Physically natural metric-measure Lindbladian ensembles and their learning hardness
Caisheng Cheng, Ruicheng Bao
TL;DR
This work analyzes how well one can infer the noise and dissipation structure in open quantum systems described by GKSL Lindbladians from finite-time measurement statistics. It introduces two physically motivated random Lindbladian ensembles via a linear parametrization around a reference generator and extends SQ/QPStat learning frameworks to open-system dynamics, proving exponential lower bounds on average-case learning in the parameter dimension $M$. The authors derive a Porter-Thomas-type open-system mean distance $m_0>0$ through linear-response theory and verify it in a local amplitude-damping model, linking high-dimensional concentration to intrinsic learning hardness.
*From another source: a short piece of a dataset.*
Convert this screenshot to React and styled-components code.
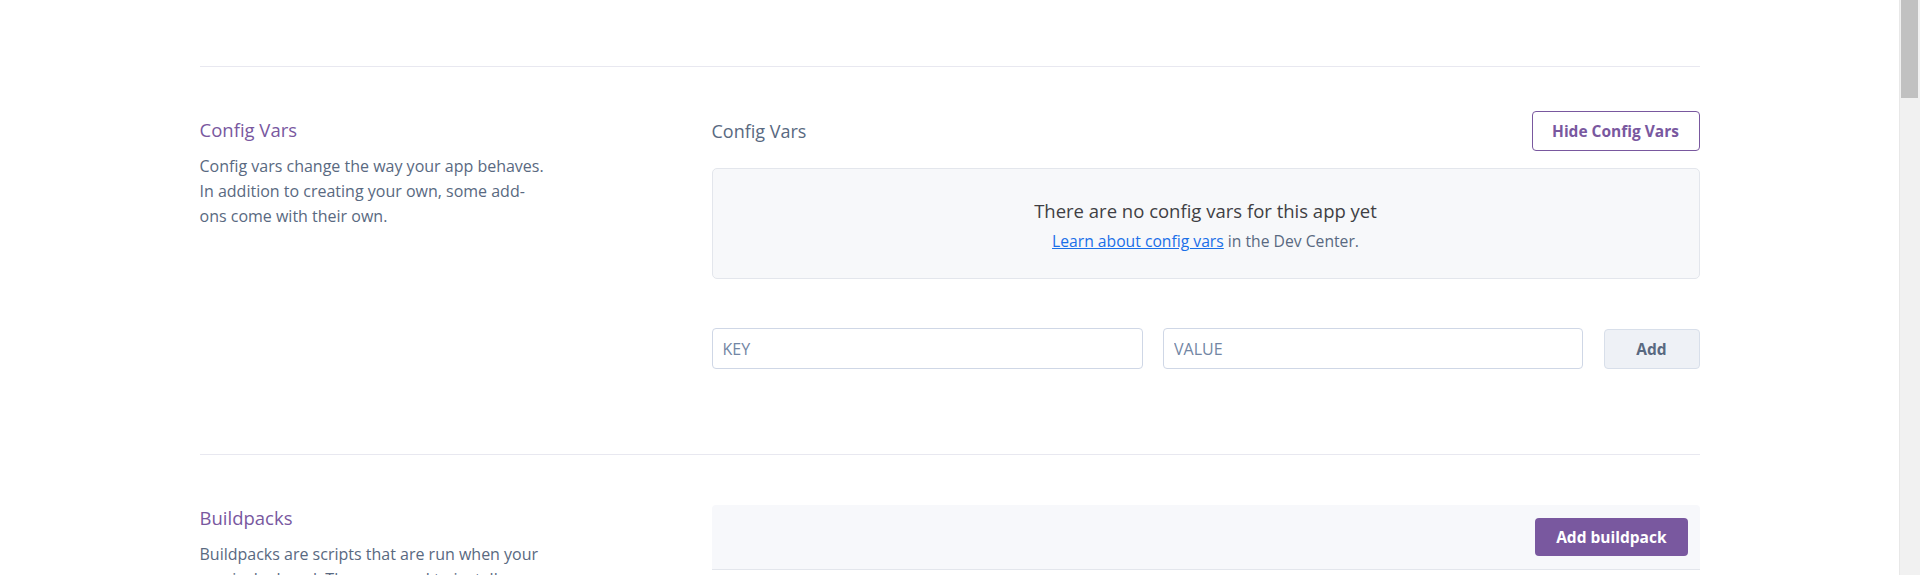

They further translate these results into cryptographic primitives, constructing two Lindbladian-PUF protocols (distribution-level and tomography-based) whose security follows from SQ/QPStat hardness. Collectively, the paper provides a rigorous open-system analogue of unitary design and pseudorandomness concepts, with concrete physical models and explicit relationships between perturbations, concentration, and learnability that have implications for noise characterization, quantum cryptography, and potential hardware validation.
Abstract
In open quantum systems, a basic question at the interface of quantum information, statistical physics, and many-body dynamics is how well can one infer the structure of noise and dissipation generators from finite-time measurement statistics alone. Motivated by this question, we study the learnability and cryptographic applications of random open-system dynamics generated by Lindblad-Gorini-Kossakowski-Sudarshan (GKSL) master equations. Working in the affine hull of the GKSL cone, we introduce physically motivated ensembles of random local Lindbladians via a linear parametrisation around a reference generator. On top of this geometric structure, we extend statistical query (SQ) and quantum-process statistical query (QPStat) frameworks to the open-system setting and prove exponential (in the parameter dimension $M$) lower bounds on the number of queries required to learn random Lindbladian dynamics. In particular, we establish average-case SQ-hardness for learning output distributions in total variation distance and average-case QPStat-hardness for learning Lindbladian channels in diamond norm. To support these results physically, we derive a linear-response expression for the ensemble-averaged total variation distance and verify the required nonvanishing scaling in a random local amplitude-damping chain. Finally, we design two Lindbladian physically unclonable function (Lindbladian-PUF) protocols based on random Lindbladian ensembles with distribution-level and tomography-based verification, thereby providing open-system examples where learning hardness can be translated into cryptographic security guarantees.